**Exercise instructions**
Quote every line of the data below as it stands, omitting pictures.

— Start of Supplied material —

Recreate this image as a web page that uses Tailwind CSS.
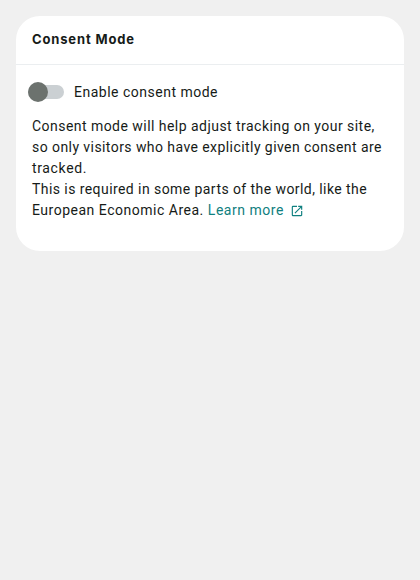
<!DOCTYPE html>
<html lang="en">
<head>
<meta charset="utf-8">
<title>Consent Mode</title>
<script src="https://cdn.jsdelivr.net/npm/@tailwindcss/browser@4"></script>
</head>
<body class="min-h-screen bg-[#f0f0f0] p-4 font-['Roboto','Open_Sans',sans-serif] text-[14px] leading-[21px] text-[#161b18]">
<section class="h-[235px] overflow-hidden rounded-[24px] bg-white">
  <header class="flex h-[49px] items-center border-b border-[#ebeef0] px-4 pb-0.5">
    <h2 class="font-['Inter',sans-serif] text-[13px] font-bold tracking-[0.85px]">Consent Mode</h2>
  </header>
  <div class="px-4 pt-[17px]">
    <label class="flex h-[21px] items-start">
      <span class="-ml-1 flex h-5 w-9 shrink-0 items-center">
        <span class="flex h-3.5 w-9 items-center rounded-full bg-[#cbd0d3]">
          <span class="h-5 w-5 shrink-0 rounded-full bg-[#6c726e]"></span>
        </span>
      </span>
      <span class="ml-2.5 tracking-[0.5px]">Enable consent mode</span>
    </label>
    <p class="mt-[13px] whitespace-nowrap">
      <span class="block tracking-[0.46px]">Consent mode will help adjust tracking on your site,</span>
      <span class="block tracking-[0.43px]">so only visitors who have explicitly given consent are</span>
      <span class="block tracking-[0.65px]">tracked.</span>
      <span class="block tracking-[0.43px]">This is required in some parts of the world, like the</span>
      <span class="flex"><span class="tracking-[0.51px]">European Economic Area.</span><a class="ml-1 flex items-center tracking-[0.53px] text-[#108080]">Learn more
        <svg class="ml-1.5 h-3.5 w-3.5" viewBox="0 0 24 24" fill="currentColor"><path d="M19 19H5V5h7V3H5a2 2 0 0 0-2 2v14a2 2 0 0 0 2 2h14c1.1 0 2-.9 2-2v-7h-2v7zM14 3v2h3.590l-9.830 9.830 1.410 1.410L19 6.410V10h2V3h-7z"/></svg></a></span>
    </p>
  </div>
</section>
</body>
</html>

— End of Supplied material —

**Answer below**
Recreate this image as a web page that uses Tailwind CSS.
<!DOCTYPE html>
<html lang="en">
<head>
<meta charset="utf-8">
<title>Consent Mode</title>
<script src="https://cdn.jsdelivr.net/npm/@tailwindcss/browser@4"></script>
</head>
<body class="min-h-screen bg-[#f0f0f0] p-4 font-['Roboto','Open_Sans',sans-serif] text-[14px] leading-[21px] text-[#161b18]">
<section class="h-[235px] overflow-hidden rounded-[24px] bg-white">
  <header class="flex h-[49px] items-center border-b border-[#ebeef0] px-4 pb-0.5">
    <h2 class="font-['Inter',sans-serif] text-[13px] font-bold tracking-[0.85px]">Consent Mode</h2>
  </header>
  <div class="px-4 pt-[17px]">
    <label class="flex h-[21px] items-start">
      <span class="-ml-1 flex h-5 w-9 shrink-0 items-center">
        <span class="flex h-3.5 w-9 items-center rounded-full bg-[#cbd0d3]">
          <span class="h-5 w-5 shrink-0 rounded-full bg-[#6c726e]"></span>
        </span>
      </span>
      <span class="ml-2.5 tracking-[0.5px]">Enable consent mode</span>
    </label>
    <p class="mt-[13px] whitespace-nowrap">
      <span class="block tracking-[0.46px]">Consent mode will help adjust tracking on your site,</span>
      <span class="block tracking-[0.43px]">so only visitors who have explicitly given consent are</span>
      <span class="block tracking-[0.65px]">tracked.</span>
      <span class="block tracking-[0.43px]">This is required in some parts of the world, like the</span>
      <span class="flex"><span class="tracking-[0.51px]">European Economic Area.</span><a class="ml-1 flex items-center tracking-[0.53px] text-[#108080]">Learn more
        <svg class="ml-1.5 h-3.5 w-3.5" viewBox="0 0 24 24" fill="currentColor"><path d="M19 19H5V5h7V3H5a2 2 0 0 0-2 2v14a2 2 0 0 0 2 2h14c1.1 0 2-.9 2-2v-7h-2v7zM14 3v2h3.590l-9.830 9.830 1.410 1.410L19 6.410V10h2V3h-7z"/></svg></a></span>
    </p>
  </div>
</section>
</body>
</html>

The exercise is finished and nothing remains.